Our morning began as do most mornings in a rural Caribbean community, with the announcement of a new day by the neighborhood roosters. Later, Maria would apologize, but qualified it by explaining that she for one could live with the noise because all her eggs, including those we were eating, came from those same chickens – she went on to tell us that apparently she was one of the few living in that community who realized that the chickens choose to lay their eggs in the same area where they were fed, and that she made sure the chickens ate in her yard.
Between our repeated expressions of thanks to Maria for our rescue from an unknown fate, she told us she had been thinking, and she had an idea for our consideration. We had offered, once we were back in San Juan, to rent a car and use it to both see more of the island, and to give Maria a ride back to her home – and her idea now was to allow her to become our guide, and for three days to both see a good part of the island and to spend each night with one of Maria’s many relatives. The deal essentially was that we would provide the transportation, and she would arrange for us to have lodging and meals with her various family members – Wow!

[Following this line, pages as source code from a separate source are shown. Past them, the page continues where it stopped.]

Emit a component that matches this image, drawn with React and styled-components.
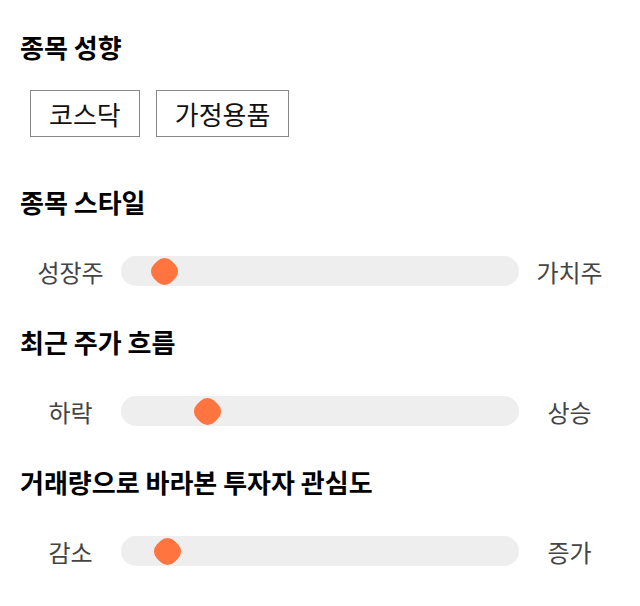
import React from 'react';
import styled, { createGlobalStyle } from 'styled-components';

const GlobalStyle = createGlobalStyle`
  body {
    margin: 0;
    background: #fff;
    font-family: 'Noto Sans CJK KR', 'Noto Sans', sans-serif;
  }
`;

const Page = styled.div`
  width: 640px;
  padding: 31px 0 0;
  display: flex;
  flex-direction: column;
`;

const Section = styled.section`
  display: flex;
  flex-direction: column;
`;

const Title = styled.h2`
  margin: 0;
  padding-left: 20px;
  font-size: 26px;
  line-height: 32px;
  font-weight: 700;
  color: #000;
`;

const TagList = styled.div`
  display: flex;
  gap: 16px;
  padding: 27px 0 0 30px;
  margin-bottom: 49px;
`;

const Tag = styled.div`
  box-sizing: border-box;
  height: 47px;
  padding: 0 18px;
  border: 1px solid #888;
  display: flex;
  align-items: center;
  font-size: 26px;
  color: #111;
`;

const SliderRow = styled.div`
  display: flex;
  align-items: center;
  padding: 38px 0 0 20px;
  height: 30px;
  margin-bottom: 40px;
`;

const Label = styled.div`
  width: 101px;
  text-align: center;
  font-size: 24px;
  color: #444;
`;

const Track = styled.div`
  position: relative;
  width: 398px;
  height: 30px;
  border-radius: 15px;
  background: #eeeeee;
`;

const Thumb = styled.div`
  position: absolute;
  top: 2.5px;
  width: 25px;
  height: 25px;
  margin-left: -12.5px;
  border-radius: 10px;
  background: #ff743f;
  transform: rotate(45deg);
`;

const sliders = [
  { title: '종목 스타일', left: '성장주', right: '가치주', value: 43 },
  { title: '최근 주가 흐름', left: '하락', right: '상승', value: 86 },
  { title: '거래량으로 바라본 투자자 관심도', left: '감소', right: '증가', value: 46 },
];

export default function App() {
  return (
    <>
      <GlobalStyle />
      <Page>
        <Section>
          <Title>종목 성향</Title>
          <TagList>
            <Tag>코스닥</Tag>
            <Tag>가정용품</Tag>
          </TagList>
        </Section>
        {sliders.map(s => (
          <Section key={s.title}>
            <Title>{s.title}</Title>
            <SliderRow>
              <Label>{s.left}</Label>
              <Track>
                <Thumb style={{ left: s.value }} />
              </Track>
              <Label>{s.right}</Label>
            </SliderRow>
          </Section>
        ))}
      </Page>
    </>
  );
}
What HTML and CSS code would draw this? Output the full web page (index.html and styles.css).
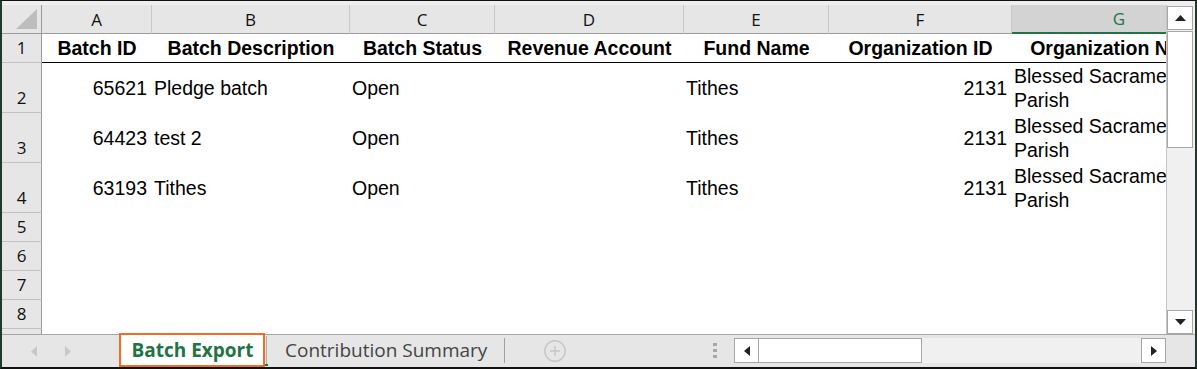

Regardless of our protestations, Maria always had a better answer, and eventually we recognized that it would be best to agree and be done with it – of course, that agreement was partially in anticipation that Maria’s family would be cut from the same mold as was she – what if they were not? So, our agreement was with some degree of trepidation, but I think perhaps more in the remembrance of the event than perhaps was true at the moment – it was, after all, a part of the adventure!
Our eventual arrangements were such that five of us: we two; Maria; her daughter, Isabella; and Maria’s nephew, Paulo, squeezed into a tiny Volkswagen bug, and set off to visit relatives who they had not seen in years, and who we would learn, truly were overjoyed to see them – even with us tagging along.
That fantastic tour found us visiting first a brother who managed a sugar mill operation, where I became fascinated with the process of creating confectioner’s sugar (essentially, a small enclosed area housing a machine that pounded the granular sugar into submission). Later we slept in our first bed covered with a huge mosquito netting – necessitated by a house with no screens -?? And on another night, I’ll never forget my first shower in an open roof-top affair whose sides only came up four feet – I took my shower while the rest of the family relaxed over afternoon drinks on the other side of the roof-top patio – in retrospect, a bit of gringo cultural shock. On another day, we visited still another, apparently more well-to-do member of Maria’s clan at his mountain ranch, where he was raising “meat steers” – he took pains to explain that even though these were huge animals, they were entirely safe and docile, and he literally made me walk with him out to the herd, where we petted them to prove the point, I guess – I remained unconvinced.
As I think back on this experience, I can’t help but do so with regret – for I now know that this was an experience that most never have. And we had the fortunate opportunity to experience a cross-cultural immersion that few others have had. Yes, we exchanged addresses with Maria, and for a few years we wrote each other – but somehow, and I can’t even recall now how or why, we simply lost touch with each other – this fills me with sincere regret now, I guess it’s a matter of maturation. But the memory does make me more sad than happy now.
Finally, as our island adventure was coming to an end, we proposed a fitting finale to our adventure to take place at a seafood restaurant where we could all dine on “spiny crayfish”, the Caribbean equivalent of a U.S. lobster, as our treat. Isabella insisted that we must try Bacalaitos Fritos as an appetizer – these are a fritter made with dried salt cod, or bacalao, long a famous ingedient in Caribbean cooking – why?, I sure don’t know – my guess is that it’s a Spanish influence.
The spiny crayfish I don’t remember as especially great, but I shall always remember the Bacalaitos Fritos. Here’s a recipe so you can try this Puerto Rican specialty too
1/4 lb. bacalao (dried salt cod)
3/4 cup flour
1/2 tsp. baking powder
1/3 tsp. salt, or to taste
3/4 cup water
1 garlic clove
2 Tbs. chopped cilantro
1 envelope sazón seasoning, or sub a Tbs. or two of sofrito
Pepper to taste
Oil for frying
Cut the bacalao in chunks, place in a pot, cover with water and boil for 15 minutes.
Drain, cool, debone, and shred.
In a bowl, combine flour, salt and baking powder.
Make a little well in the center. Pour the water slowly and mix to make a thick batter.
Add the pepper and sazón or sofrito and stir well.
Chop the garlic and cilantro leaves. Add to the mix.
Add the shredded bacalao and mix well.
In a frying or sauce pan, pre-heat a cup or two of oil.
Fry the bacalaitos on high heat by dropping big spoonfuls in hot oil.
Turn as needed.
Bacalaitos are done when they are golden.
Drain in paper towels and let them cool before biting into them.